On the other hand, modern gut core strings with metal winding, typically have been sold either ungauged for less expensive brands, or by specific gauge.  The Gustav Pirazzi company in Germany introduced the Pirazzi meter (PM) measurement early in the 20th century. One PM equals .05 mm.  For example, a 14 1/2 PM gauge string has is .725 mm in diameter.  Pirazzi (now known as Pirastro) continues to sell its Oliv, Eudoxa, and Passione brand premium gut core strings by PM gauge.  Each string is available in 5 or more discrete gauges. Manufacturers of traditional plain gut strings, often used in historically informed performance, sell their products by light/medium/heavy, by PM, by mm or some combination.

Core materials

Steel forms the core of most metal strings. Certain keyboard instruments (e.g., harpsichord) and the Gaelic harp use brass. Other natural materials, such as silk or gut—or synthetics such as nylon and kevlar are also used for string cores. (Steel used for strings, called music wire, is hardened and tempered.) Some violin E strings are gold-plated to improve tone quality.

Steel
Steel or metal strings have become the foundation of strings for the electric guitar and bass. They have a pleasingly bright tone when compared to nylon strung guitars. Their metal composition varies greatly, sometimes using many different alloys as plating. Much of the history of metal strings evolved through innovations with the piano. In fact, the first wound metal strings ever used were used in a piano. However, when it came to getting super small diameter strings with good elastic properties, the electric guitar took the metal string to the next level adapting it for the use of pickups.

Because of the higher tension of steel strings, steel-strung guitars are more robustly made than 'classical' guitars, which use synthetic strings. Most jazz and folk string players prefer steel-core strings for their faster response, low cost, and tuning stability.

Nylon
Nylon string, traditionally used for classical music, has a more mellow tone, and the responsiveness of it can be enjoyed typically for folk but other styles of music use it as well (for example, Willie Nelson performs on a nylon strung guitar). Nylon strings are made of a softer, less dense material and are under less tension than steel strings (about 50% less). This means they can be used on older guitars that can't support the tension of modern steel strings.

Nylon strings do not work with magnetic pickups, which require ferrous strings that can interact with the magnetic field of the pickups to produce a signal.

Currently, stranded nylon is one of the most popular materials for the cores of violin, viola, cello, and double bass strings. It is often sold under the trade name of Perlon.

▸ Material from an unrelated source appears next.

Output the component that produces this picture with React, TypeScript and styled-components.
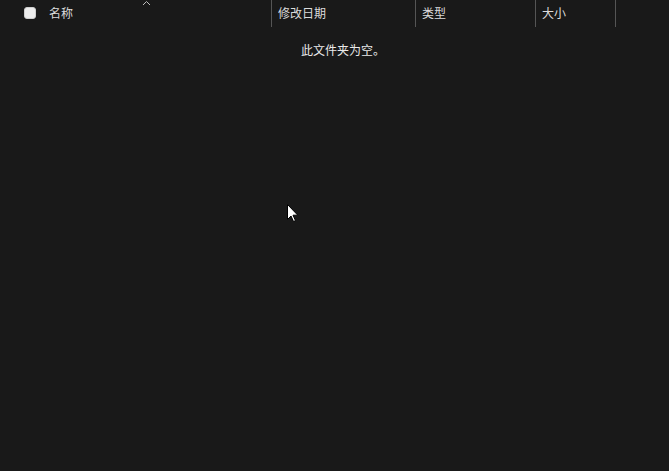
import React from "react";
import styled, { createGlobalStyle } from "styled-components";

const Global = createGlobalStyle`
  html, body { margin: 0; padding: 0; background: #191919; }
  body { font-family: "Noto Sans CJK SC", "Noto Sans", sans-serif; }
  #root { min-height: 471px; }
`;

const Page = styled.div`
  position: relative;
  width: 669px;
  height: 471px;
  background: #191919;
  overflow: hidden;
`;

const Header = styled.div`
  display: flex;
  height: 27px;
  align-items: stretch;
`;

const Cell = styled.div<{ $w: number; $pad?: number }>`
  position: relative;
  width: ${(p) => p.$w}px;
  flex: none;
  box-sizing: border-box;
  padding-left: ${(p) => p.$pad ?? 6}px;
  display: flex;
  align-items: center;
  gap: 13px;
  border-right: 1px solid #555555;
  color: #dcdcdc;
  font-size: 12px;
  line-height: 1;
  padding-bottom: 1px;
`;

const Check = styled.span`
  width: 12px;
  height: 12px;
  border-radius: 3px;
  background: #ededed;
  box-sizing: border-box;
  border: 1px solid #cfcfcf;
`;

const Caret = styled.svg`
  position: absolute;
  left: 142px;
  top: 0px;
`;

const Empty = styled.div`
  text-align: center;
  color: #eaeaea;
  font-size: 12px;
  line-height: 16px;
  margin-top: 15px;
  padding-left: 17px;
`;

const Cursor = styled.svg`
  position: absolute;
  left: 287px;
  top: 204px;
`;

export default function App() {
  return (
    <Page>
      <Global />
      <Header>
        <Cell $w={272} $pad={24}>
          <Check />
          <span>名称</span>
          <Caret width="9" height="6" viewBox="0 0 9 6">
            <path d="M1 5 L4.5 1.5 L8 5" stroke="#bdbdbd" strokeWidth="1" fill="none" />
          </Caret>
        </Cell>
        <Cell $w={144}>修改日期</Cell>
        <Cell $w={120}>类型</Cell>
        <Cell $w={80}>大小</Cell>
      </Header>
      <Empty>此文件夹为空。</Empty>
      <Cursor width="12" height="19" viewBox="0 0 12 19">
        <path
          d="M0.5 0.5 L0.5 15.5 L4 12 L6.5 17.5 L8.5 16.6 L6 11.2 L10.8 11.2 Z"
          fill="#ffffff"
          stroke="#000000"
          strokeWidth="1"
          strokeLinejoin="round"
        />
      </Cursor>
    </Page>
  );
}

Nylon guitar strings were first developed by Albert Augustine Strings in 1947.

Gut
The intestine, or gut, of sheep, cattle, and other animals (sometimes called catgut, though cats were never used as a source for this material) is one of the first materials used to make musical strings. In fact, the Ancient Greek word for string, "khordḗ," has "gut" as its original meaning.

Animal intestines are composed largely of elastomers, making them very flexible. But they are also extremely hygroscopic, which makes them susceptible to pitch fluctuation as a result of changing humidity. Exposure to moisture from the sweat of a musician's hands can cause plain (unwound) gut strings to fray and eventually break. This is not as much of a problem with wound gut strings, in which the gut core, being protected from contact with perspiration by the metal winding (and underlayer, if there is one), lasts a much longer time. Nonetheless, as such a gut string ages and continually responds to cyclic changes in temperature and humidity, the core becomes weak and brittle, and eventually breaks. Furthermore, all gut strings are vulnerable to going out of tune due to changes in atmospheric humidity.

However, even after the introduction of metal and synthetic core materials, many musicians still prefer to use gut strings, believing that they provide a superior tone. Players associated with the period performance movement use wound and unwound gut strings as part of an effort to recreate the sound of music of the Classical, Baroque, and Renaissance periods, as listeners would have heard it at the time of composition.

For players of plucked instruments, Nylgut strings are a recently developed alternative to gut strings. They are made from a specialty nylon and purport to offer the same acoustic properties as gut strings without the tuning problems.

Fluoropolymers (aka "Carbon") 

Fluoropolymer strings are available for classical guitar, harp, and ukulele. These strings are usually traded under descriptions like fluorocarbon, carbon fiber, or carbon, which is scientifically incorrect.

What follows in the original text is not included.